SHORT PROBLEM:
The exercise asks you to copy every line below in which "index" appears.

RAW DATA:
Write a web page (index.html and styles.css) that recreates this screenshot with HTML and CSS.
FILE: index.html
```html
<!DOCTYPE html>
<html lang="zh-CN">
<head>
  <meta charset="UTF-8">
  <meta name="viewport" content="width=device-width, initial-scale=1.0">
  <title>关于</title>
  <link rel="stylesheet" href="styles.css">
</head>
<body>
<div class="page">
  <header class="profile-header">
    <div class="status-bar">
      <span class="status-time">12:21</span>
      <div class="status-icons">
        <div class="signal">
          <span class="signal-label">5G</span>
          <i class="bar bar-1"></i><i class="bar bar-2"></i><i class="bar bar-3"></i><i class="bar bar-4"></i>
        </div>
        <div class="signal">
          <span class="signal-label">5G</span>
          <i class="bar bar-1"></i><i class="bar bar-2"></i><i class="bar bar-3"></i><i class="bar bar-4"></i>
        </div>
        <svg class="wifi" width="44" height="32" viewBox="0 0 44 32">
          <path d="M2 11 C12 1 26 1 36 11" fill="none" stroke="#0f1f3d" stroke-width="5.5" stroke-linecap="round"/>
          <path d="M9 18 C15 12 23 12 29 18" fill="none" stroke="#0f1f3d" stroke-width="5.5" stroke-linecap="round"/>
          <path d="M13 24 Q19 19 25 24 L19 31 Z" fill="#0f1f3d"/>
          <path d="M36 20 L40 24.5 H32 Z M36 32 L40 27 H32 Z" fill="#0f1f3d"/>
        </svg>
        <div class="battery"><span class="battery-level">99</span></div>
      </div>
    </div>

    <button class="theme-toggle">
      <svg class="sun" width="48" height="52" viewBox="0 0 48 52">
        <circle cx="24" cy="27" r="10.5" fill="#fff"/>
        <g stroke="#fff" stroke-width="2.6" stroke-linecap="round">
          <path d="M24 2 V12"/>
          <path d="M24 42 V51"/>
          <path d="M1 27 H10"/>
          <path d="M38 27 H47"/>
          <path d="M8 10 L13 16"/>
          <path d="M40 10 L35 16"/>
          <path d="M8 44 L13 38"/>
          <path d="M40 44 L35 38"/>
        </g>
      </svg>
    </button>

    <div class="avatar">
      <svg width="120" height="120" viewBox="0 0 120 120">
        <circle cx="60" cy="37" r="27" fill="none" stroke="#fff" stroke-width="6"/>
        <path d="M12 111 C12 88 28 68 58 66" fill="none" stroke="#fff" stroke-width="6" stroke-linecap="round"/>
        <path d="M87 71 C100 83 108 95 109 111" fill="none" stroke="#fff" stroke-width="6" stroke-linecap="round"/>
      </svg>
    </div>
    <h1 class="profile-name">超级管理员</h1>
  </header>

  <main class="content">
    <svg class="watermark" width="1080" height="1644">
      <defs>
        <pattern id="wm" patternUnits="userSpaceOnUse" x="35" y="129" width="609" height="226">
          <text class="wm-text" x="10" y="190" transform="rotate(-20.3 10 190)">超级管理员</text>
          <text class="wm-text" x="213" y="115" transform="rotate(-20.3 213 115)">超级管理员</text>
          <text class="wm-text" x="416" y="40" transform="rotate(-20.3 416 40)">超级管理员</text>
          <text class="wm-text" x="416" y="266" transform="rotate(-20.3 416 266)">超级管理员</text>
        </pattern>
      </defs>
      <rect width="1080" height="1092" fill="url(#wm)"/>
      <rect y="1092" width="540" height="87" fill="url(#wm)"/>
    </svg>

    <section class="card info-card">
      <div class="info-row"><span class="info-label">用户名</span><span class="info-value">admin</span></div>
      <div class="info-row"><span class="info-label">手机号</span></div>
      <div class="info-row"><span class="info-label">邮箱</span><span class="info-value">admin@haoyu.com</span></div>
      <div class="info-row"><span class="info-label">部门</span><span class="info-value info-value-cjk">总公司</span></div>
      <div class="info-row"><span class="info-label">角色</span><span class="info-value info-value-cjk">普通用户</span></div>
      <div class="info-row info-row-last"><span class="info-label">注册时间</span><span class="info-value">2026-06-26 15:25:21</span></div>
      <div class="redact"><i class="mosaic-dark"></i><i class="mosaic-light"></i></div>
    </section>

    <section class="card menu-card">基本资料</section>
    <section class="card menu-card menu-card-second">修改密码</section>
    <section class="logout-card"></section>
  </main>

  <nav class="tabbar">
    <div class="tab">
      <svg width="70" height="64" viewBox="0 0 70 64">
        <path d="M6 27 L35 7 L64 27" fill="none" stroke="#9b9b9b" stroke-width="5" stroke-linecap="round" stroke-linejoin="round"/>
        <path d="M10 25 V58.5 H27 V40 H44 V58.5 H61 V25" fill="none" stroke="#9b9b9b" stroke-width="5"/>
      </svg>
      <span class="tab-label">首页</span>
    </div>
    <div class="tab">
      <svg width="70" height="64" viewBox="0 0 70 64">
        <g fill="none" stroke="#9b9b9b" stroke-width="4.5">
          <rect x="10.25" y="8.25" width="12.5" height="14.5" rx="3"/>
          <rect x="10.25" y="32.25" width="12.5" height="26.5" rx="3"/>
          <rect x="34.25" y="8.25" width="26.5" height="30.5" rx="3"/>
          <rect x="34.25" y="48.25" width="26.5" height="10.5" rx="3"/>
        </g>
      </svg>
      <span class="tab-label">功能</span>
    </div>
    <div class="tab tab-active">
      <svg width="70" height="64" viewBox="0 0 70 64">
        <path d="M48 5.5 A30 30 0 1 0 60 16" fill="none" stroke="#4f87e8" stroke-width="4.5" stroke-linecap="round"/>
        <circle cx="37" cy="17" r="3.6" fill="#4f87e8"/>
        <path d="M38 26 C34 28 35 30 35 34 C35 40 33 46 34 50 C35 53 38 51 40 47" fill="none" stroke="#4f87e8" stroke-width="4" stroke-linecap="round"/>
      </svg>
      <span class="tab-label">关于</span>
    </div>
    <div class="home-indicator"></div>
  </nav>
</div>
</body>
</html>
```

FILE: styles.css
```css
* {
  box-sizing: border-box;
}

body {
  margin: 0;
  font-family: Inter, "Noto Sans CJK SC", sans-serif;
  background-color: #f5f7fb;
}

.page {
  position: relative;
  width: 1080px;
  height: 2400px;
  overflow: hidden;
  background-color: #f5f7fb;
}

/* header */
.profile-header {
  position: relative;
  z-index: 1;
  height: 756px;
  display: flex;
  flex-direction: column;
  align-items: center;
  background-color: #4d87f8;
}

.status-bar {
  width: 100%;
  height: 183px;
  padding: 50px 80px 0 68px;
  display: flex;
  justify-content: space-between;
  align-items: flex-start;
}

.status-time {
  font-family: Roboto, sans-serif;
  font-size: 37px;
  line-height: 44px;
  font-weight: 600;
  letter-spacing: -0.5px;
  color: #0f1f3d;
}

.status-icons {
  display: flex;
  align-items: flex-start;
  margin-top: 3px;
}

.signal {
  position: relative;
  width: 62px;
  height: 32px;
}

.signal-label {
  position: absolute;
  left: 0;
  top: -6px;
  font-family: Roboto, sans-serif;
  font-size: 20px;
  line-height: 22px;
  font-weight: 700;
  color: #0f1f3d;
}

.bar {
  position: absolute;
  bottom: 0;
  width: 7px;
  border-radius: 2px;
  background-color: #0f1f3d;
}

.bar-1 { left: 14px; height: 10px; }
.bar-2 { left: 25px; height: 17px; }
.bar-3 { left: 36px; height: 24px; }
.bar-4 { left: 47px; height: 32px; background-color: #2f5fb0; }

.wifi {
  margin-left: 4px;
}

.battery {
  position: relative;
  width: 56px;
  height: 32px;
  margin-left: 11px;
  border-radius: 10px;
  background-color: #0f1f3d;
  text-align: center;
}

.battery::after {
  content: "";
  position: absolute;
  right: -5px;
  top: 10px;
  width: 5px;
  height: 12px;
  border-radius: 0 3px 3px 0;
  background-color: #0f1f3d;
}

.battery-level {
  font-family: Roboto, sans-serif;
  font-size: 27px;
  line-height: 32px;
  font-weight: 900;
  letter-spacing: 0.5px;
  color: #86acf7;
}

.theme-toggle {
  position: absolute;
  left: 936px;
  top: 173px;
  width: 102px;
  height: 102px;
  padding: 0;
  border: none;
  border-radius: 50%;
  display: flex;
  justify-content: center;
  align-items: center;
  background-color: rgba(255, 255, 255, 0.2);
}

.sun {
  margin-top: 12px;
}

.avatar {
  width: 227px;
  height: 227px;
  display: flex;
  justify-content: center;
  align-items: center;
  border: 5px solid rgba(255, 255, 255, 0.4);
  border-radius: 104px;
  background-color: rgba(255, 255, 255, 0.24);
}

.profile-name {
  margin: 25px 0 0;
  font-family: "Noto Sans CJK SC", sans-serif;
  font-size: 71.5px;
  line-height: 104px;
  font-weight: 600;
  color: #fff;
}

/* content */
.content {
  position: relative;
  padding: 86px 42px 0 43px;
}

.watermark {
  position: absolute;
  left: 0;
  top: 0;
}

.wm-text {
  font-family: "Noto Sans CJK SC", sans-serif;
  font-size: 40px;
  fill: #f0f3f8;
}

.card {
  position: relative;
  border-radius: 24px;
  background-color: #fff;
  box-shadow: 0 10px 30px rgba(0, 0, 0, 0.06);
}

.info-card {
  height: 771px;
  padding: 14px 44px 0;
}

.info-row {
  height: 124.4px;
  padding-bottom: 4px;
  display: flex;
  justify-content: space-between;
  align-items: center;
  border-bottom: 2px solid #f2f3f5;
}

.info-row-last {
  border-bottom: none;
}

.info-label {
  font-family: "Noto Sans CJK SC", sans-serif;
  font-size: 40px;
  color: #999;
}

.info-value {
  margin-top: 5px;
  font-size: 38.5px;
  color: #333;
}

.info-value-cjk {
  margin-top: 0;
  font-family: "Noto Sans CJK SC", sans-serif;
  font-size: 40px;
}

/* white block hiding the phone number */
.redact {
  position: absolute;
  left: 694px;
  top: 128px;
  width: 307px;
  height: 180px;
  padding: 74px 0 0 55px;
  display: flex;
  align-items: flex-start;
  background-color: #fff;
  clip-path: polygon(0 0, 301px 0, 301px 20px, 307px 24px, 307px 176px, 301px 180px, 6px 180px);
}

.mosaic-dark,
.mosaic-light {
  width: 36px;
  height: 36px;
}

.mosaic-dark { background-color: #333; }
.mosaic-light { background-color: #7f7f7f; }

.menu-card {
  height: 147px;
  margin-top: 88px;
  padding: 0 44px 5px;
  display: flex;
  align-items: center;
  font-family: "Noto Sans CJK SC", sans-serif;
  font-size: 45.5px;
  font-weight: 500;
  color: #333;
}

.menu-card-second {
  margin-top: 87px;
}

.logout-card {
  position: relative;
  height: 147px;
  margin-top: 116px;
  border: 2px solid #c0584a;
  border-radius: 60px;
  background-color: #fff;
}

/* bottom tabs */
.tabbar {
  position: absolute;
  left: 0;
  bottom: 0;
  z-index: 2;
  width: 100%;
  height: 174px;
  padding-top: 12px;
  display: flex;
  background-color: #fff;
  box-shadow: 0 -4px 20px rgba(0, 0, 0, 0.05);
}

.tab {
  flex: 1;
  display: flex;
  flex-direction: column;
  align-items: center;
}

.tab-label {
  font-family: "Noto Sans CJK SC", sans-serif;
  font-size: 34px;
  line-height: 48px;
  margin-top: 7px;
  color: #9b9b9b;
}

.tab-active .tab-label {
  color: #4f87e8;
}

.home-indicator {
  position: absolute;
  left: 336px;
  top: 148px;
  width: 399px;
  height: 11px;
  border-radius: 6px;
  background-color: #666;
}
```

RESULT:
Write a web page (index.html and styles.css) that recreates this screenshot with HTML and CSS.
FILE: index.html
  z-index: 1;
  z-index: 2;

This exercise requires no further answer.